Hollander has studied another heart-wrenching emotion affiliated with OCD:
obsessive jealousy. One of his patients was convinced that his wife was having
an affair. Every day, he quizzed his wife about where she’d been and who she’d
seen. He also insisted that she keep all windows in the house covered and go to
the beach fully dressed, so that strangers couldn’t sneak a peek. Hollander gave
this patient and five others Prozac-like drugs to enhance serotonin levels.
After treatment, the man—who also had classic OCD checking
compulsions—relaxed quite a bit. The lesson, Hollander says, is that
persistent, intrusive emotion—whether it is breathless love or nervous
jealousy—can arrive with OCD-like intensity.

To be sure, Marazziti’s new study is preliminary. Because platelet measures
simply estimate overall serotonin, they can’t pinpoint specific changes in the
brain. Moreover, the study is small, and the in-love participants are mostly
women—though men and women may process serotonin differently. Marazziti is
quick to call the research just a first step to understanding the biochemical
markers of love.

Image of perfection

Cupid’s chemicals certainly merit a closer look. Our fate—not to
mention that of our genes—rests, in part, on the firings of
neurotransmitters like serotonin, suggests Hagop Akiskal, a psychiatrist at the
University of California in San Diego and one of Marazziti’s co-authors on the
new study. Without intense emotion, which typically creates an unrealistic image
of the love object, rather like a photo that’s perfectly airbrushed, nobody in
their “right” mind would fall in love, Akiskal says. By reeling you in and
stringing you along, making you believe that you’ve caught the one
heart-stopping fish in the sea, the argument goes, serotonin keeps love’s fires
burning long enough for romance to yield an evolutionarily satisfactory end:
offspring.

For people with chronically low serotonin, in fact, life tends to be
unusually sexy.
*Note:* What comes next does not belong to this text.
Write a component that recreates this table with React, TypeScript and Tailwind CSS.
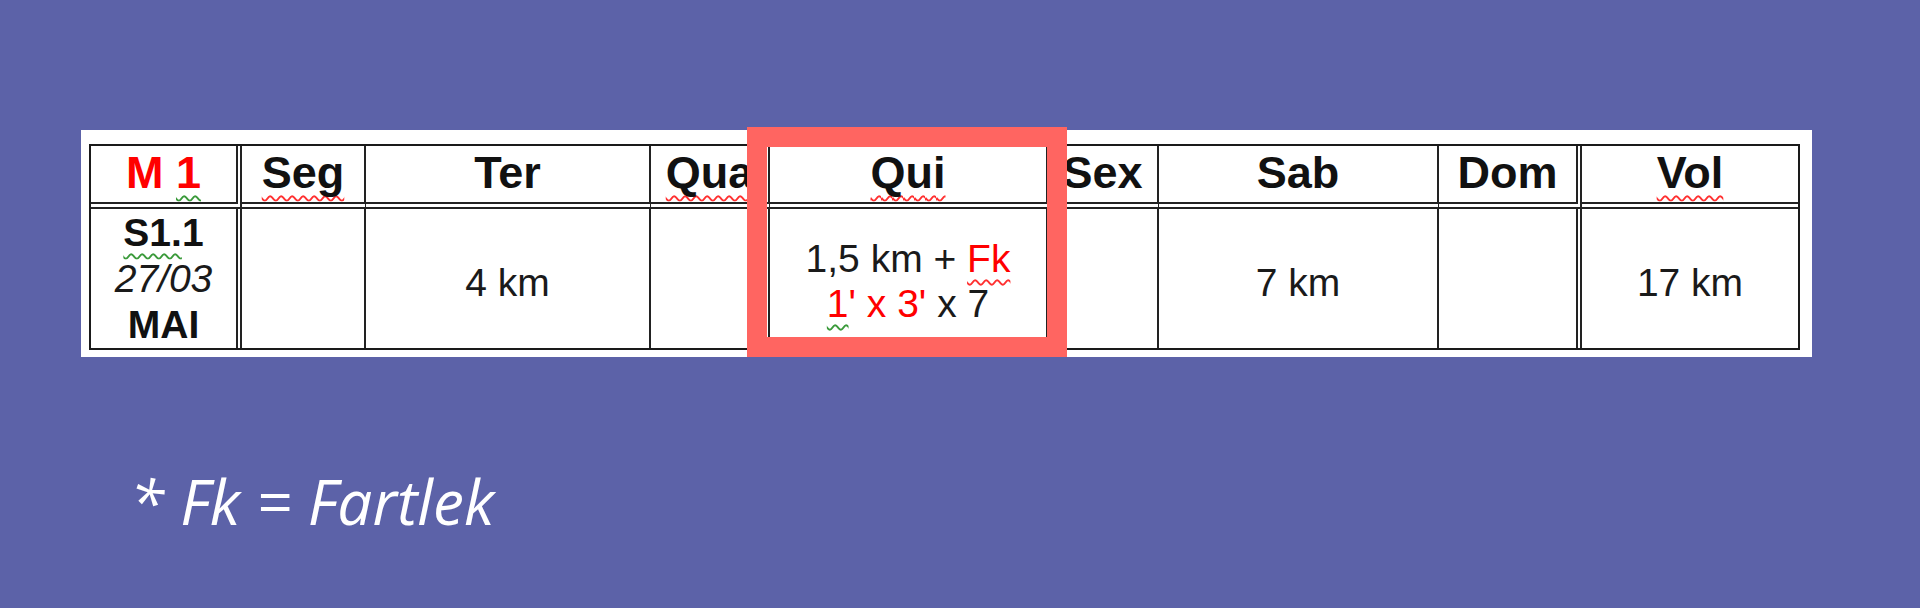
const cols = 'grid-cols-[151px_124px_285px_119px_278px_111px_280px_143px_216px]';

function Head({ children, last, dbl }: { children: React.ReactNode; last?: boolean; dbl?: boolean }) {
  return (
    <div
      className={`flex items-center justify-center overflow-hidden whitespace-nowrap pb-1 text-[45px] font-bold leading-none text-[#111] border-double border-b-[7px] border-b-[#222] ${
        last ? '' : dbl ? 'border-r-[6px] border-r-[#222]' : 'border-r-2 border-r-[#222]'
      }`}
    >
      {children}
    </div>
  );
}

function Cell({ children, last, dbl, cls = '' }: { children?: React.ReactNode; last?: boolean; dbl?: boolean; cls?: string }) {
  return (
    <div
      className={`flex items-center justify-center text-center text-[39px] leading-none text-[#1a1a1a] ${cls} ${
        last ? '' : dbl ? 'border-r-[6px] border-double border-r-[#222]' : 'border-r-2 border-r-[#222]'
      }`}
    >
      {children}
    </div>
  );
}

// spell-check squiggles
const redWave =
  'underline decoration-wavy decoration-[#ff3030] decoration-[1.5px] underline-offset-[7px] [text-decoration-skip-ink:none]';
const greenWave =
  'underline decoration-wavy decoration-[#3a9a3a] decoration-[1.5px] underline-offset-[7px] [text-decoration-skip-ink:none]';

export default function App() {
  return (
    <div className="w-[1920px] h-[608px] bg-[#5c62a8] overflow-hidden pt-[130px]">
      <div className="relative ml-[81px] w-[1731px] h-[227px] bg-white pl-2 pt-[14px]">
        <div
          className={`grid ${cols} grid-rows-[63px_139px] w-[1711px] border-2 border-[#1a1a1a] font-['Liberation_Sans',Arial,sans-serif]`}
        >
          <Head dbl>
            <span className="text-[#ff0000]">
              M <span className={greenWave}>1</span>
            </span>
          </Head>
          <Head>
            <span className={redWave}>Seg</span>
          </Head>
          <Head>Ter</Head>
          <Head>
            <span className={redWave}>Qua</span>
          </Head>
          <Head>
            <span className={redWave}>Qui</span>
          </Head>
          <Head>Sex</Head>
          <Head>Sab</Head>
          <Head dbl>Dom</Head>
          <Head last>
            <span className={redWave}>Vol</span>
          </Head>

          <Cell dbl cls="text-[37px]">
            <div className="flex flex-col items-center leading-[46px]">
              <span className="font-bold text-[#111]">
                <span className={greenWave}>S1.</span>1
              </span>
              <span className="italic">27/03</span>
              <span className="font-bold text-[#111]">MAI</span>
            </div>
          </Cell>
          <Cell />
          <Cell cls="pt-2">4 km</Cell>
          <Cell />
          <Cell cls="pt-[5px]">
            <div className="flex flex-col items-center leading-[45px] whitespace-nowrap">
              <span>
                1,5 km + <span className={`text-[#ff0000] ${redWave}`}>Fk</span>
              </span>
              <span>
                <span className="text-[#ff0000]">
                  <span className={greenWave}>1</span>' x 3'
                </span>{' '}
                x 7
              </span>
            </div>
          </Cell>
          <Cell />
          <Cell cls="pt-2">7 km</Cell>
          <Cell dbl />
          <Cell last cls="pt-2">17 km</Cell>
        </div>

        <div className="absolute left-[666px] top-[-3px] w-[320px] h-[230px] border-[20px] border-[#ff6561]" />
      </div>

      <p className="mt-[113px] pl-[130px] font-['Open_Sans',sans-serif] italic text-[62px] leading-none text-white">
        * Fk = Fartlek
      </p>
    </div>
  );
}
According to studies by Hamer at NCI and his colleagues, men
with a “short” version of the serotonin transporter gene, which results in
reduced serotonin, tend to be both more anxious and more sexually active than
those with a longer version of the gene. While these easy lovers keep the gene
pool going, they also litter it with neuroses, Hamer notes. “Genes don’t care
how crazy you are. They get passed on.” Pausing a moment, Hamer adds: “Well, if
you’re utterly crazy, it’s harder to find a mate—at least if you’re a
.”

Love’s chemistry can create other types of wildly passionate temperament,
too. In 1996, two teams of researchers traced novelty-seeking to a particular
polymorphism in the gene that encodes the D4 dopamine receptor. Some of the
gene’s inheritors may seek thrills in love, Akiskal says. But he thinks the
“great romantics” are people suffering from cyclothymia, a bipolar disorder
somewhat like manic-depression, that brings alternating periods of intense
excitement and gloom.

According to Akiskal’s research, people with cyclothymia fall in love during
happy times, often indiscriminately. This undiscerning pursuit of love creates
much mixing of genes in the sex that follows. However, Akiskal says, the
euphoria inevitably fades, as severe melancholy sets in, sometimes leading to
suicidal depression for the person with cyclothymia and potential danger for his
or her love interest. It is passion’s dark side—and researchers would
dearly love to understand the chemistry behind it.

When possible, scientists like to unravel biological mysteries with animal
models. But how do you make a rat fall in love? Geoffrey Miller, an evolutionary
psychologist at University College London, notes that while many species mate,
scientists have no clue how many actually feel romantic yearnings. After all,
once a baby is born, it’s not romance—but a deeper attachment—that
convinces parents to jointly care for their cute bundle of genes.

Ah, but then love comes full circle, at least in the animal kingdom.
Scientists regard prairie voles—fat little rodents rather like
squirrels—as nature’s ultimate significant other. Amid surging dopamine,
voles pledge lifelong monogamy to a partner. Perhaps, researchers reason, we
lovestruck humans can learn from these simple creatures. On the other hand, even
when a female vole is deprived of sex, yet given just a dose of dopamine, she
chooses any nearby male as her mate for life. Now, how sick is that?